Sin embargo, el Mozart de Fischer, con tres obras de 1791, el año de su muerte (de ahí las referencias a su “espíritu” en el álbum del joven Beethoven), tuvo momentos muy disfrutables. Ákos Ács hizo gala en una breve propina klezmer tocada con un puñado de músicos de toda la fantasía y ligereza que le habían faltado en su versión pulcra pero alicorta del Concierto para clarinete. Y el Requiem tuvo grandes destellos, todos protagonizados por el colosal Collegium Vocale de Gante, cuyos miembros se dispersaron por parejas entre los músicos de la orquesta. Era como mezclar agua con aceite, pero la ductilidad y la milagrosa calidad vocal de los belgas obró auténticas maravillas.
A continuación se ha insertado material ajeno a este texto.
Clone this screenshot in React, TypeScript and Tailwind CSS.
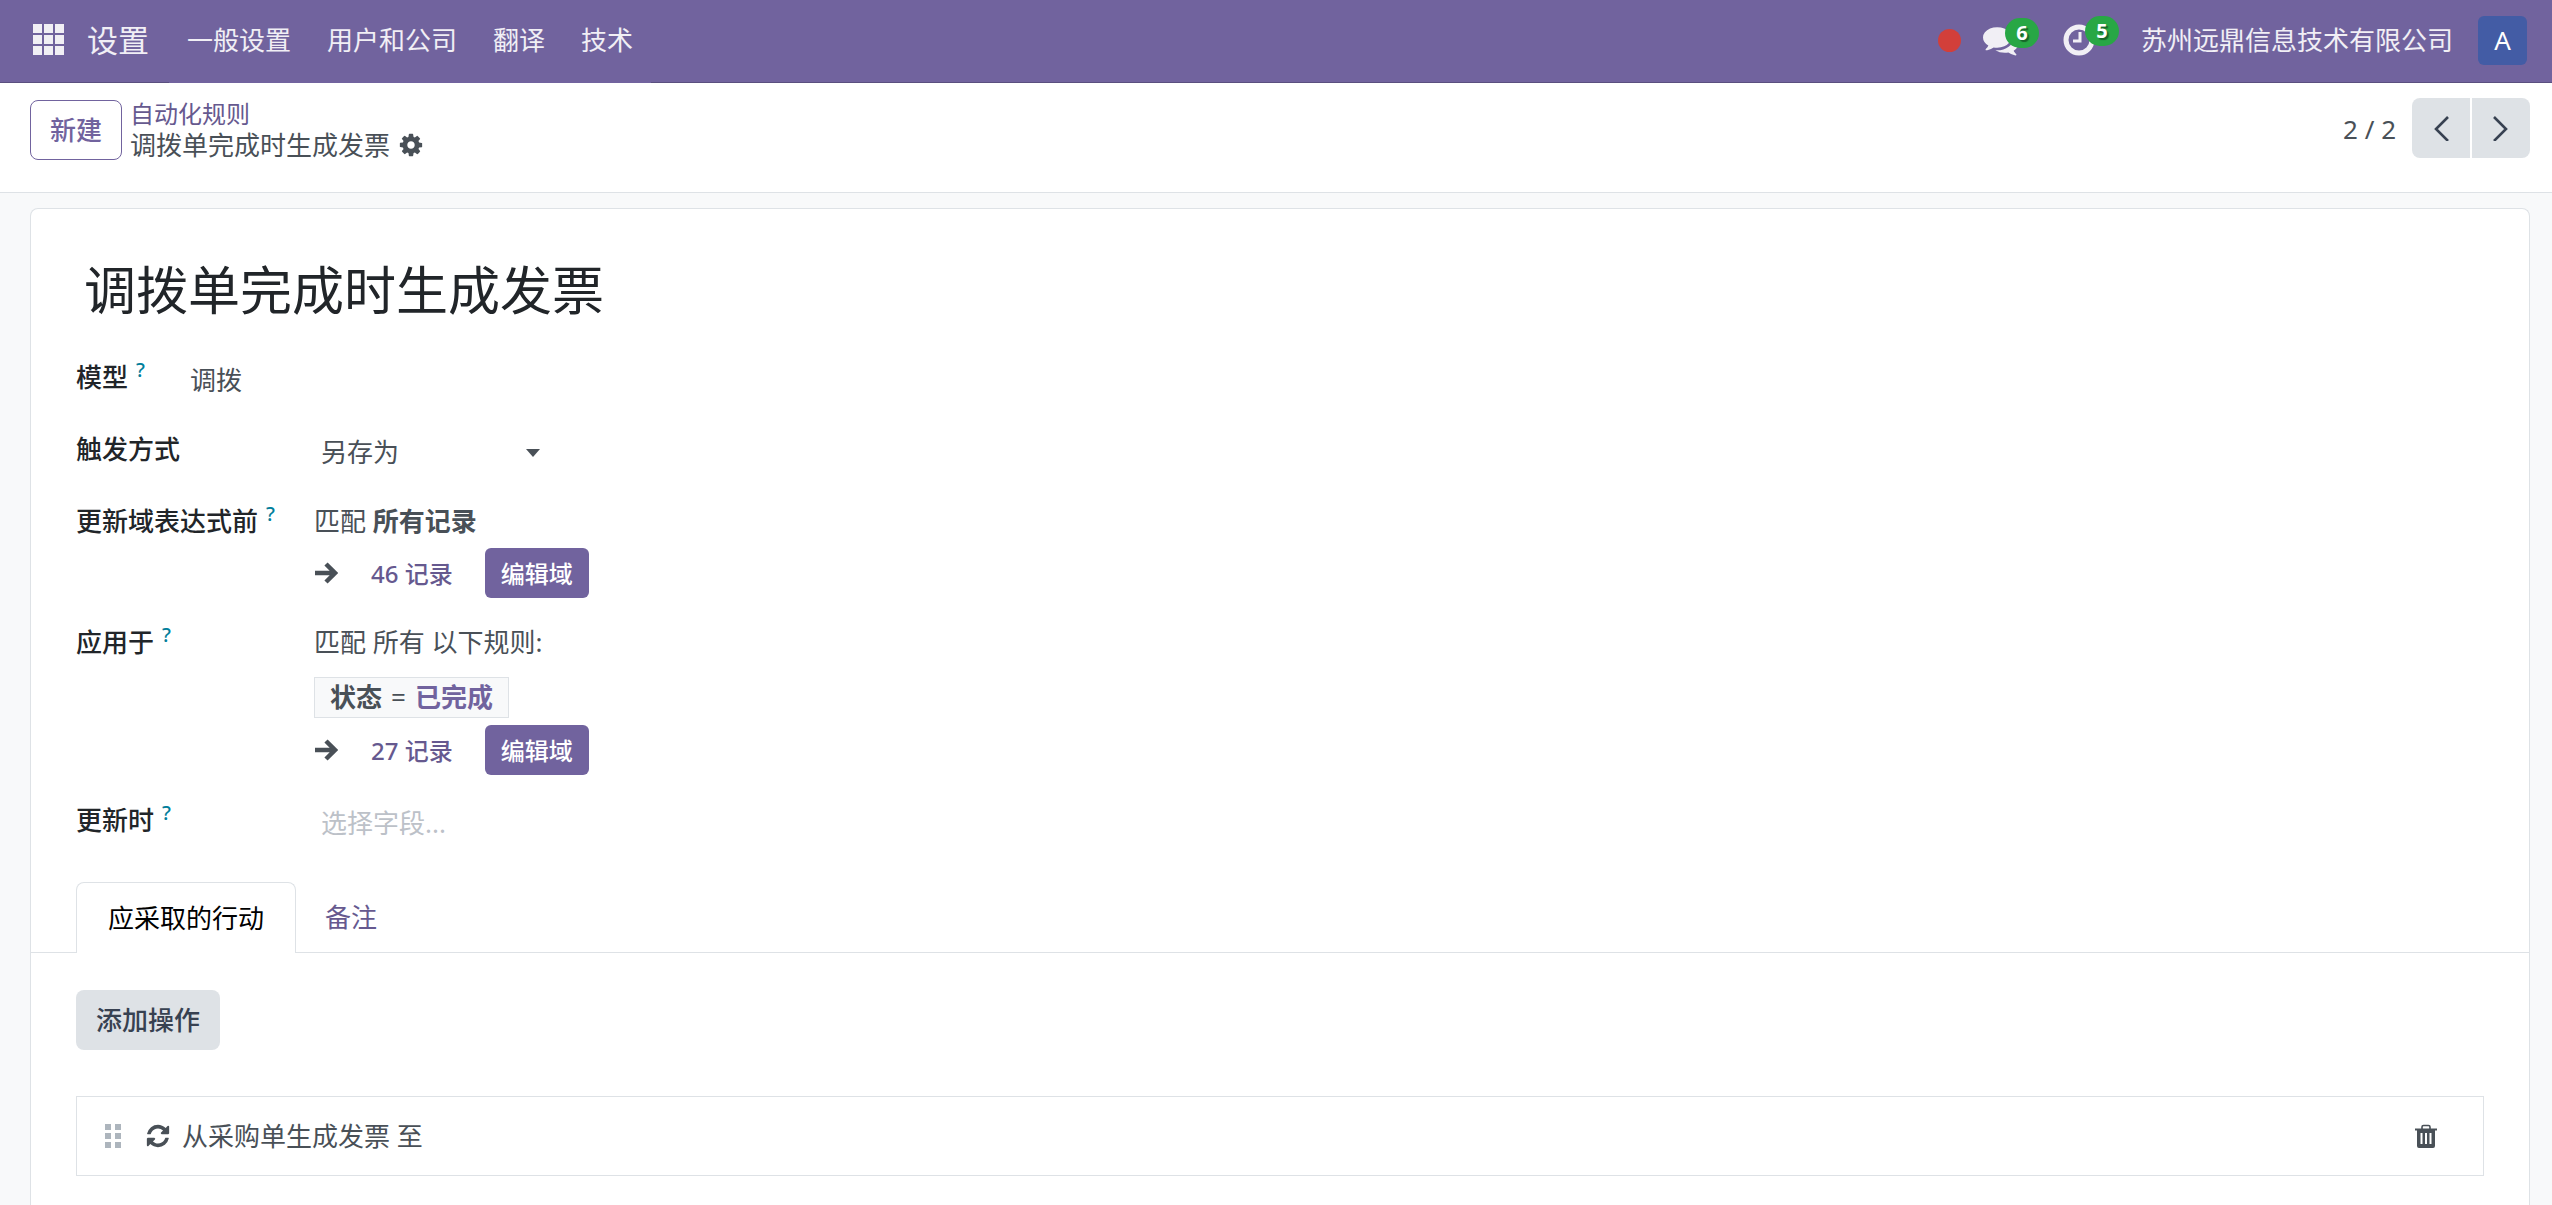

El día siguiente Hengelbrock regaló una Pastoral de Beethoven para enmarcar: personalísima, pero irresistible. De texturas diáfanas y transiciones casi pictóricas, sonó a ratos como una revelación. En la Harmoniemesse se lució también el extraordinario coro y hubo también pasajes (passus et sepultus est, la transición de mortuorum a la gran fuga sobre et vitam venturi) que quedarán mucho tiempo en el recuerdo. Los aplausos trajeron el maravilloso regalo del coro final de la primera parte de La Creación, que nos devolvió a la atmósfera celebratoria, gozosa y panteísta de la Pastoral.